Leaving out every picture, quote the data below exactly as it appears.

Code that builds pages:
--------

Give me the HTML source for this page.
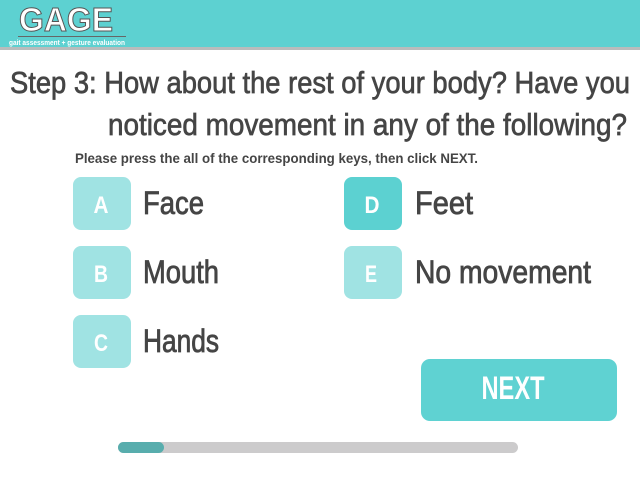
<!DOCTYPE html>
<html><head><style>
body{margin:0;width:640px;height:480px;background:#fff;position:relative;overflow:hidden}
.ab{position:absolute}
.k{position:absolute;width:58px;height:53px;border-radius:8px;background:#a0e3e3}
svg{position:absolute;left:0;top:0}
</style></head><body>
<div class="ab" style="left:0;top:0;width:640px;height:47px;background:#5dd1d1;border-bottom:3px solid #b8bcbc"></div>
<div class="ab" style="left:18px;top:36px;width:108px;height:1px;background:#666"></div>
<div class="k" style="left:73px;top:177px"></div>
<div class="k" style="left:73px;top:246px"></div>
<div class="k" style="left:73px;top:315px"></div>
<div class="k" style="left:344px;top:177px;background:#5cd1d1"></div>
<div class="k" style="left:344px;top:246px"></div>
<div class="ab" style="left:421px;top:359px;width:196px;height:62px;border-radius:9px;background:#5fd2d2"></div>
<div class="ab" style="left:118px;top:442px;width:400px;height:11px;border-radius:6px;background:#cccbcc"></div>
<div class="ab" style="left:118px;top:442px;width:46px;height:11px;border-radius:6px;background:#58adad"></div>
<svg width="640" height="480" font-family="Liberation Sans, sans-serif">
<text x="19" y="31" font-size="33" font-weight="bold" fill="#fff" stroke="#555" stroke-width="1" textLength="94" lengthAdjust="spacingAndGlyphs">GAGE</text>
<text x="9" y="45" font-size="7" font-weight="bold" fill="#fff" textLength="116" lengthAdjust="spacingAndGlyphs">gait assessment + gesture evaluation</text>
<g fill="#454545" stroke="#454545" stroke-width="0.7" font-size="31">
<text x="10" y="93" textLength="620" lengthAdjust="spacingAndGlyphs">Step 3: How about the rest of your body? Have you</text>
<text x="108" y="135" textLength="519" lengthAdjust="spacingAndGlyphs">noticed movement in any of the following?</text>
</g>
<text x="75" y="163" font-size="14" font-weight="bold" fill="#454545" textLength="403" lengthAdjust="spacingAndGlyphs">Please press the all of the corresponding keys, then click NEXT.</text>
<g fill="#454545" stroke="#454545" stroke-width="0.8" font-size="32">
<text x="143" y="214" textLength="61" lengthAdjust="spacingAndGlyphs">Face</text>
<text x="143" y="283" textLength="76" lengthAdjust="spacingAndGlyphs">Mouth</text>
<text x="143" y="352" textLength="76" lengthAdjust="spacingAndGlyphs">Hands</text>
<text x="415" y="214" textLength="58" lengthAdjust="spacingAndGlyphs">Feet</text>
<text x="415" y="283" textLength="176" lengthAdjust="spacingAndGlyphs">No movement</text>
</g>
<g fill="#fff" font-size="24" font-weight="bold" text-anchor="middle">
<text x="101" y="213" textLength="15" lengthAdjust="spacingAndGlyphs">A</text>
<text x="101" y="282" textLength="14" lengthAdjust="spacingAndGlyphs">B</text>
<text x="101" y="351" textLength="14" lengthAdjust="spacingAndGlyphs">C</text>
<text x="372" y="213" textLength="15" lengthAdjust="spacingAndGlyphs">D</text>
<text x="371" y="282" textLength="12" lengthAdjust="spacingAndGlyphs">E</text>
<text x="513" y="399" font-size="32" textLength="63" lengthAdjust="spacingAndGlyphs">NEXT</text>
</g>
</svg>
</body></html>
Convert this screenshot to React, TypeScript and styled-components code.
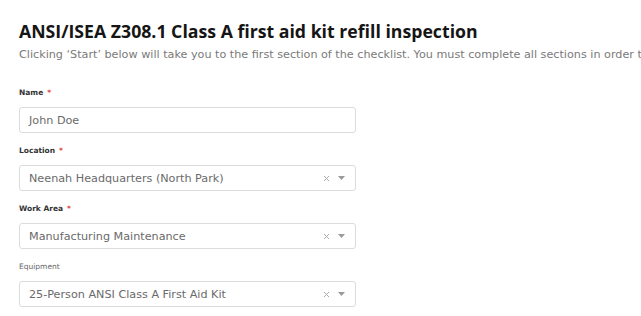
import React from "react";
import styled, { createGlobalStyle } from "styled-components";

const Global = createGlobalStyle`
  html, body { margin: 0; padding: 0; background: #fff; }
  body { font-family: "DejaVu Sans", "Open Sans", sans-serif; overflow: hidden; }
`;

const Page = styled.div`
  width: 641px;
  height: 316px;
  overflow: hidden;
  padding: 19px 0 0 19px;
  box-sizing: border-box;
`;

const Title = styled.h1`
  margin: 0;
  font-family: "Open Sans", "DejaVu Sans", sans-serif;
  font-size: 17.7px;
  line-height: 24px;
  font-weight: 700;
  color: #151515;
  white-space: nowrap;
`;

const Subtitle = styled.p`
  margin: 5px 0 0;
  font-size: 11.2px;
  line-height: 14px;
  color: #7a7a7a;
  white-space: nowrap;
`;

const Form = styled.div`
  margin-top: 26px;
  display: flex;
  flex-direction: column;
  width: 337px;
`;

const Field = styled.div`
  display: flex;
  flex-direction: column;
  margin-bottom: 13px;
`;

const Label = styled.label<{ $bold?: boolean }>`
  font-size: 7.5px;
  line-height: 10px;
  font-weight: ${(p) => (p.$bold ? 700 : 400)};
  color: ${(p) => (p.$bold ? "#333" : "#666")};
  margin-bottom: 9px;
`;

const Star = styled.span`
  color: #e0403a;
  margin-left: 4px;
`;

const Box = styled.div`
  height: 26px;
  box-sizing: border-box;
  border: 1px solid #dcdcdc;
  border-radius: 3px;
  display: flex;
  align-items: center;
  padding: 0 10px 0 9px;
  font-size: 11.2px;
  color: #6a6a6a;
`;

const Value = styled.span`
  flex: 1;
  white-space: nowrap;
`;

const Icons = styled.span`
  display: flex;
  align-items: center;
  gap: 8px;
`;

function FormField({ label, value, required, select, bold = true }: { label: string; value: string; required?: boolean; select?: boolean; bold?: boolean }) {
  return (
    <Field>
      <Label $bold={bold}>
        {label}
        {required && <Star>*</Star>}
      </Label>
      <Box>
        <Value>{value}</Value>
        {select && (
          <Icons>
            <svg width="7" height="7" viewBox="0 0 7 7">
              <path d="M1 1L6 6M6 1L1 6" stroke="#aaa" strokeWidth="1" />
            </svg>
            <svg width="7" height="4" viewBox="0 0 7 4">
              <path d="M0 0H7L3.5 4Z" fill="#999" />
            </svg>
          </Icons>
        )}
      </Box>
    </Field>
  );
}

export default function App() {
  return (
    <>
      <Global />
      <Page>
        <Title>ANSI/ISEA Z308.1 Class A first aid kit refill inspection</Title>
        <Subtitle>
          Clicking ‘Start’ below will take you to the first section of the checklist. You must complete all sections in order to submit.
        </Subtitle>
        <Form>
          <FormField label="Name" value="John Doe" required />
          <FormField label="Location" value="Neenah Headquarters (North Park)" required select />
          <FormField label="Work Area" value="Manufacturing Maintenance" required select />
          <FormField label="Equipment" value="25-Person ANSI Class A First Aid Kit" select bold={false} />
        </Form>
      </Page>
    </>
  );
}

--------

Written response -
Give me the HTML source for this page.
<!DOCTYPE html>
<html><head><style>
body{margin:0;width:640px;height:480px;background:#fff;position:relative;overflow:hidden}
.ab{position:absolute}
.k{position:absolute;width:58px;height:53px;border-radius:8px;background:#a0e3e3}
svg{position:absolute;left:0;top:0}
</style></head><body>
<div class="ab" style="left:0;top:0;width:640px;height:47px;background:#5dd1d1;border-bottom:3px solid #b8bcbc"></div>
<div class="ab" style="left:18px;top:36px;width:108px;height:1px;background:#666"></div>
<div class="k" style="left:73px;top:177px"></div>
<div class="k" style="left:73px;top:246px"></div>
<div class="k" style="left:73px;top:315px"></div>
<div class="k" style="left:344px;top:177px;background:#5cd1d1"></div>
<div class="k" style="left:344px;top:246px"></div>
<div class="ab" style="left:421px;top:359px;width:196px;height:62px;border-radius:9px;background:#5fd2d2"></div>
<div class="ab" style="left:118px;top:442px;width:400px;height:11px;border-radius:6px;background:#cccbcc"></div>
<div class="ab" style="left:118px;top:442px;width:46px;height:11px;border-radius:6px;background:#58adad"></div>
<svg width="640" height="480" font-family="Liberation Sans, sans-serif">
<text x="19" y="31" font-size="33" font-weight="bold" fill="#fff" stroke="#555" stroke-width="1" textLength="94" lengthAdjust="spacingAndGlyphs">GAGE</text>
<text x="9" y="45" font-size="7" font-weight="bold" fill="#fff" textLength="116" lengthAdjust="spacingAndGlyphs">gait assessment + gesture evaluation</text>
<g fill="#454545" stroke="#454545" stroke-width="0.7" font-size="31">
<text x="10" y="93" textLength="620" lengthAdjust="spacingAndGlyphs">Step 3: How about the rest of your body? Have you</text>
<text x="108" y="135" textLength="519" lengthAdjust="spacingAndGlyphs">noticed movement in any of the following?</text>
</g>
<text x="75" y="163" font-size="14" font-weight="bold" fill="#454545" textLength="403" lengthAdjust="spacingAndGlyphs">Please press the all of the corresponding keys, then click NEXT.</text>
<g fill="#454545" stroke="#454545" stroke-width="0.8" font-size="32">
<text x="143" y="214" textLength="61" lengthAdjust="spacingAndGlyphs">Face</text>
<text x="143" y="283" textLength="76" lengthAdjust="spacingAndGlyphs">Mouth</text>
<text x="143" y="352" textLength="76" lengthAdjust="spacingAndGlyphs">Hands</text>
<text x="415" y="214" textLength="58" lengthAdjust="spacingAndGlyphs">Feet</text>
<text x="415" y="283" textLength="176" lengthAdjust="spacingAndGlyphs">No movement</text>
</g>
<g fill="#fff" font-size="24" font-weight="bold" text-anchor="middle">
<text x="101" y="213" textLength="15" lengthAdjust="spacingAndGlyphs">A</text>
<text x="101" y="282" textLength="14" lengthAdjust="spacingAndGlyphs">B</text>
<text x="101" y="351" textLength="14" lengthAdjust="spacingAndGlyphs">C</text>
<text x="372" y="213" textLength="15" lengthAdjust="spacingAndGlyphs">D</text>
<text x="371" y="282" textLength="12" lengthAdjust="spacingAndGlyphs">E</text>
<text x="513" y="399" font-size="32" textLength="63" lengthAdjust="spacingAndGlyphs">NEXT</text>
</g>
</svg>
</body></html>
Convert this screenshot to React, TypeScript and styled-components code.
import React from "react";
import styled, { createGlobalStyle } from "styled-components";

const Global = createGlobalStyle`
  html, body { margin: 0; padding: 0; background: #fff; }
  body { font-family: "DejaVu Sans", "Open Sans", sans-serif; overflow: hidden; }
`;

const Page = styled.div`
  width: 641px;
  height: 316px;
  overflow: hidden;
  padding: 19px 0 0 19px;
  box-sizing: border-box;
`;

const Title = styled.h1`
  margin: 0;
  font-family: "Open Sans", "DejaVu Sans", sans-serif;
  font-size: 17.7px;
  line-height: 24px;
  font-weight: 700;
  color: #151515;
  white-space: nowrap;
`;

const Subtitle = styled.p`
  margin: 5px 0 0;
  font-size: 11.2px;
  line-height: 14px;
  color: #7a7a7a;
  white-space: nowrap;
`;

const Form = styled.div`
  margin-top: 26px;
  display: flex;
  flex-direction: column;
  width: 337px;
`;

const Field = styled.div`
  display: flex;
  flex-direction: column;
  margin-bottom: 13px;
`;

const Label = styled.label<{ $bold?: boolean }>`
  font-size: 7.5px;
  line-height: 10px;
  font-weight: ${(p) => (p.$bold ? 700 : 400)};
  color: ${(p) => (p.$bold ? "#333" : "#666")};
  margin-bottom: 9px;
`;

const Star = styled.span`
  color: #e0403a;
  margin-left: 4px;
`;

const Box = styled.div`
  height: 26px;
  box-sizing: border-box;
  border: 1px solid #dcdcdc;
  border-radius: 3px;
  display: flex;
  align-items: center;
  padding: 0 10px 0 9px;
  font-size: 11.2px;
  color: #6a6a6a;
`;

const Value = styled.span`
  flex: 1;
  white-space: nowrap;
`;

const Icons = styled.span`
  display: flex;
  align-items: center;
  gap: 8px;
`;

function FormField({ label, value, required, select, bold = true }: { label: string; value: string; required?: boolean; select?: boolean; bold?: boolean }) {
  return (
    <Field>
      <Label $bold={bold}>
        {label}
        {required && <Star>*</Star>}
      </Label>
      <Box>
        <Value>{value}</Value>
        {select && (
          <Icons>
            <svg width="7" height="7" viewBox="0 0 7 7">
              <path d="M1 1L6 6M6 1L1 6" stroke="#aaa" strokeWidth="1" />
            </svg>
            <svg width="7" height="4" viewBox="0 0 7 4">
              <path d="M0 0H7L3.5 4Z" fill="#999" />
            </svg>
          </Icons>
        )}
      </Box>
    </Field>
  );
}

export default function App() {
  return (
    <>
      <Global />
      <Page>
        <Title>ANSI/ISEA Z308.1 Class A first aid kit refill inspection</Title>
        <Subtitle>
          Clicking ‘Start’ below will take you to the first section of the checklist. You must complete all sections in order to submit.
        </Subtitle>
        <Form>
          <FormField label="Name" value="John Doe" required />
          <FormField label="Location" value="Neenah Headquarters (North Park)" required select />
          <FormField label="Work Area" value="Manufacturing Maintenance" required select />
          <FormField label="Equipment" value="25-Person ANSI Class A First Aid Kit" select bold={false} />
        </Form>
      </Page>
    </>
  );
}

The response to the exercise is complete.